Even if all went as planned, the drills of old were simply not of the quality or speed found in dentistry today. I can only imagine what it must have been like to be the “third in line” for a procedure.

I read once that a person can be philosophical about everything except a toothache and I'm betting that really applied on the Carolina or the Midway, when both were employed, as a sailor was seated in one of the waiting room chairs. Oh, by the way, there was no waiting room other than a couple of chairs a few feet from the work bench.

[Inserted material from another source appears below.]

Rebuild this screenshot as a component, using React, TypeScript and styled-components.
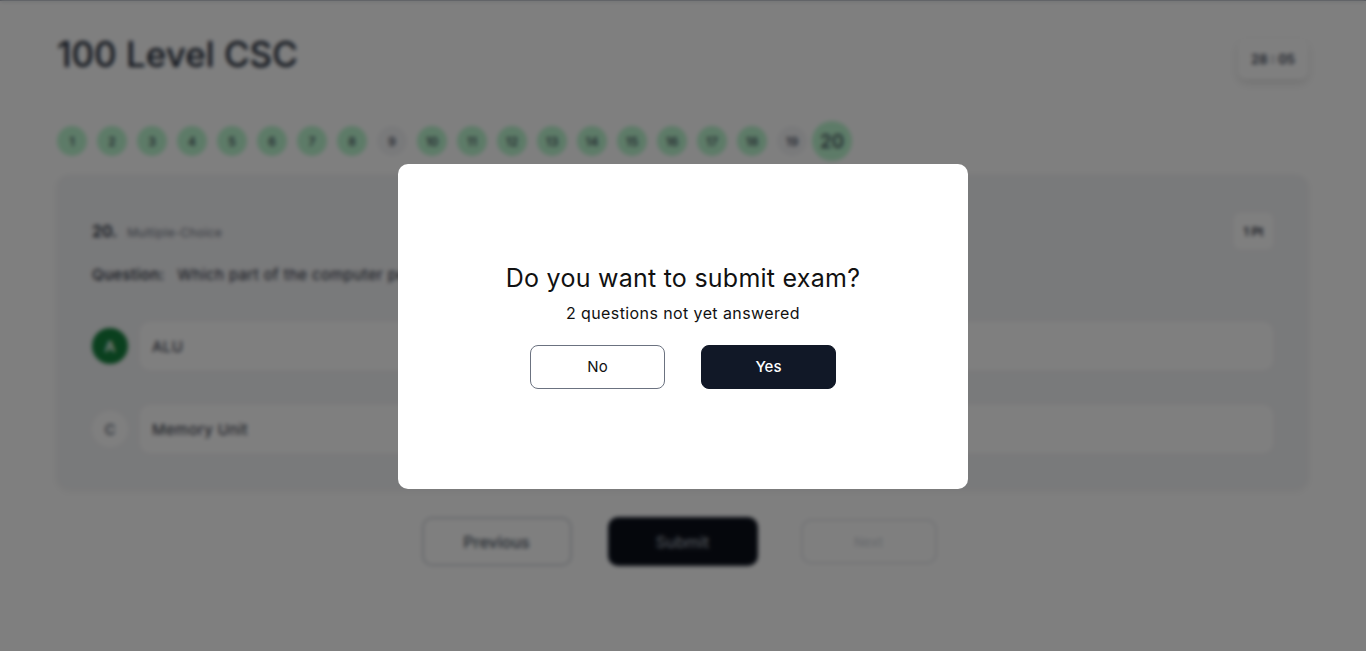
import React from 'react';
import styled, { createGlobalStyle } from 'styled-components';

const GlobalStyle = createGlobalStyle`
  html, body {
    margin: 0;
    padding: 0;
    background: #ffffff;
  }
  body {
    font-family: Inter, "Open Sans", sans-serif;
    color: #111827;
    border-top: 1px solid #9ca3af;
  }
  * {
    box-sizing: border-box;
  }
`;

const Page = styled.main`
  display: flex;
  flex-direction: column;
  min-height: 650px;
  padding: 30px 58px 0 57px;
`;

const Header = styled.header`
  display: flex;
  justify-content: space-between;
  align-items: flex-start;
`;

const CourseTitle = styled.h1`
  margin: 0;
  font-size: 35px;
  font-weight: 500;
  line-height: 46px;
  color: #1f2937;
`;

const Timer = styled.div`
  margin-top: 8px;
  width: 70px;
  height: 40px;
  display: flex;
  align-items: center;
  justify-content: center;
  border-radius: 8px;
  background: #ffffff;
  box-shadow: 0 4px 10px rgba(0, 0, 0, 0.12);
  font-size: 13px;
  font-weight: 600;
  color: #374151;
`;

const NumberStrip = styled.nav`
  display: flex;
  align-items: center;
  gap: 10px;
  margin-top: 42px;
`;

const NumberDot = styled.span<{ answered: boolean; current?: boolean }>`
  width: ${(p) => (p.current ? '40px' : '30px')};
  height: ${(p) => (p.current ? '40px' : '30px')};
  margin: ${(p) => (p.current ? '0 -5px' : '0')};
  border-radius: 50%;
  display: flex;
  align-items: center;
  justify-content: center;
  font-size: ${(p) => (p.current ? '19px' : '12px')};
  font-weight: 500;
  color: #374151;
  background: ${(p) => (p.answered ? '#bbf7d0' : '#f3f4f6')};
`;

const QuestionCard = styled.section`
  margin-top: 14px;
  background: #f3f4f6;
  border-radius: 12px;
  padding: 38px 35px 36px 35px;
  box-shadow: 0 2px 8px rgba(0, 0, 0, 0.06);
  height: 314px;
`;

const CardHead = styled.div`
  display: flex;
  justify-content: space-between;
  align-items: center;
`;

const QuestionMeta = styled.div`
  display: flex;
  align-items: baseline;
  gap: 10px;
`;

const QNumber = styled.span`
  font-size: 16px;
  font-weight: 600;
  color: #1f2937;
`;

const QType = styled.span`
  font-size: 12px;
  letter-spacing: 0.3px;
  color: #6b7280;
`;

const PointBadge = styled.span`
  width: 39px;
  height: 36px;
  display: flex;
  align-items: center;
  justify-content: center;
  background: #ffffff;
  border-radius: 6px;
  font-size: 12px;
  font-weight: 600;
  color: #1f2937;
`;

const QuestionText = styled.p`
  margin: 16px 0 0;
  font-size: 15px;
  letter-spacing: 0.4px;
  color: #1f2937;
  display: flex;
  gap: 13px;
`;

const QLabel = styled.span`
  font-weight: 500;
`;

const Options = styled.div`
  display: grid;
  grid-template-columns: 1fr 1fr;
  column-gap: 30px;
  row-gap: 35px;
  margin-top: 38px;
`;

const OptionRow = styled.div`
  display: flex;
  align-items: center;
  gap: 12px;
`;

const OptionLetter = styled.span<{ selected: boolean }>`
  width: 36px;
  height: 36px;
  flex: none;
  border-radius: 50%;
  display: flex;
  align-items: center;
  justify-content: center;
  font-size: 15px;
  font-weight: 600;
  color: ${(p) => (p.selected ? '#ffffff' : '#6b7280')};
  background: ${(p) => (p.selected ? '#15803d' : '#ffffff')};
`;

const OptionBox = styled.div`
  flex: 1;
  height: 48px;
  display: flex;
  align-items: center;
  padding: 0 12px;
  border-radius: 10px;
  background: #ffffff;
  font-size: 15px;
  letter-spacing: 0.4px;
  color: #1f2937;
`;

const Footer = styled.div`
  display: flex;
  justify-content: center;
  gap: 36px;
  margin-top: 28px;
  padding-right: 7px;
`;

const NavButton = styled.button<{ variant: 'outline' | 'solid' | 'disabled' }>`
  width: ${(p) => (p.variant === 'disabled' ? '136px' : '150px')};
  height: ${(p) => (p.variant === 'disabled' ? '45px' : '49px')};
  margin-top: ${(p) => (p.variant === 'disabled' ? '2px' : '0')};
  margin-left: ${(p) => (p.variant === 'disabled' ? '7px' : '0')};
  border-radius: 10px;
  font-family: inherit;
  font-size: ${(p) => (p.variant === 'disabled' ? '13px' : '16px')};
  font-weight: 500;
  border: 2px solid ${(p) => (p.variant === 'solid' ? '#111827' : p.variant === 'disabled' ? '#e5e7eb' : '#d1d5db')};
  background: ${(p) => (p.variant === 'solid' ? '#0b0f19' : '#ffffff')};
  color: ${(p) => (p.variant === 'solid' ? '#9ca3af' : p.variant === 'disabled' ? '#d1d5db' : '#4b5563')};
`;

const Overlay = styled.div`
  position: fixed;
  inset: 0;
  display: flex;
  align-items: center;
  justify-content: center;
  background: rgba(0, 0, 0, 0.5);
  backdrop-filter: blur(2px);
`;

const Modal = styled.div`
  width: 570px;
  height: 325px;
  margin-top: 1px;
  background: #ffffff;
  border-radius: 10px;
  display: flex;
  flex-direction: column;
  align-items: center;
  justify-content: center;
  padding-bottom: 2px;
`;

const ModalTitle = styled.h2`
  margin: 0;
  font-size: 25px;
  font-weight: 400;
  line-height: 32px;
  letter-spacing: 0.25px;
  color: #111111;
`;

const ModalText = styled.p`
  margin: 7px 0 0;
  font-size: 16px;
  line-height: 24px;
  letter-spacing: 0.4px;
  color: #111111;
`;

const ModalActions = styled.div`
  display: flex;
  gap: 36px;
  margin-top: 20px;
`;

const ModalButton = styled.button<{ primary?: boolean }>`
  width: 135px;
  height: 44px;
  border-radius: 8px;
  font-family: inherit;
  font-size: 15px;
  font-weight: ${(p) => (p.primary ? 500 : 400)};
  border: 1px solid ${(p) => (p.primary ? '#111827' : '#6b7280')};
  background: ${(p) => (p.primary ? '#111827' : '#ffffff')};
  color: ${(p) => (p.primary ? '#ffffff' : '#111111')};
`;

const unanswered = [9, 19];
const current = 20;

export default function App() {
  return (
    <>
      <GlobalStyle />
      <Page aria-hidden>
        <Header>
          <CourseTitle>100 Level CSC</CourseTitle>
          <Timer>28 : 05</Timer>
        </Header>
        <NumberStrip>
          {Array.from({ length: 20 }, (_, i) => i + 1).map((n) => (
            <NumberDot key={n} answered={!unanswered.includes(n)} current={n === current}>
              {n}
            </NumberDot>
          ))}
        </NumberStrip>
        <QuestionCard>
          <CardHead>
            <QuestionMeta>
              <QNumber>20.</QNumber>
              <QType>Multiple-Choice</QType>
            </QuestionMeta>
            <PointBadge>1 Pt</PointBadge>
          </CardHead>
          <QuestionText>
            <QLabel>Question:</QLabel>
            <span>Which part of the computer performs arithmetic and logical operations?</span>
          </QuestionText>
          <Options>
            <OptionRow>
              <OptionLetter selected>A</OptionLetter>
              <OptionBox>ALU</OptionBox>
            </OptionRow>
            <OptionRow>
              <OptionLetter selected={false}>B</OptionLetter>
              <OptionBox>Control Unit</OptionBox>
            </OptionRow>
            <OptionRow>
              <OptionLetter selected={false}>C</OptionLetter>
              <OptionBox>Memory Unit</OptionBox>
            </OptionRow>
            <OptionRow>
              <OptionLetter selected={false}>D</OptionLetter>
              <OptionBox>Input Unit</OptionBox>
            </OptionRow>
          </Options>
        </QuestionCard>
        <Footer>
          <NavButton variant="outline">Previous</NavButton>
          <NavButton variant="solid">Submit</NavButton>
          <NavButton variant="disabled">Next</NavButton>
        </Footer>
      </Page>
      <Overlay>
        <Modal role="dialog">
          <ModalTitle>Do you want to submit exam?</ModalTitle>
          <ModalText>2 questions not yet answered</ModalText>
          <ModalActions>
            <ModalButton>No</ModalButton>
            <ModalButton primary>Yes</ModalButton>
          </ModalActions>
        </Modal>
      </Overlay>
    </>
  );
}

Now that must have been one long wait.

Dentistry has come a million miles over the past 50 years as evidenced by the number of people my age and above, who still have most of their own teeth.

On that topic, when Mother was a resident at an assisted living facility in our city, I often stopped by for a cup of coffee with her and her cronies and only the good Lord had any idea what might come out of her mouth.

One morning at breakfast, a retired farmer, who often grabbed a spot at her table was greeted with, “You know, Cliff, your teeth remind me of the stars.”

“Really,” he replied, “you mean because they are bright and white and sparkling?”

“No,” Mother said, “Because they come out at night.”

As always, I turned a light shade of red, finished my coffee and left. What else was there to do?

On another topic, following my accusatory column about Wendy and Krystil I decided on the morning of my birthday to make amends. I stopped at this city's finest bakery and purchased $67.34 worth of the best pastries in the store with the intention of stopping by the Neighbor and the office of the South Dakota Corn folks. You will not believe what happened when I stopped to fill up with ethanol.

Somebody broke into my car, confiscated the goodies and disappeared before I realized what had happened.

Because I was short of time and cash I had to stop by and tell both offices about the crime.

Earlier in this effort I wrote you won't believe what happened. Neither did they!

Remember those who serve.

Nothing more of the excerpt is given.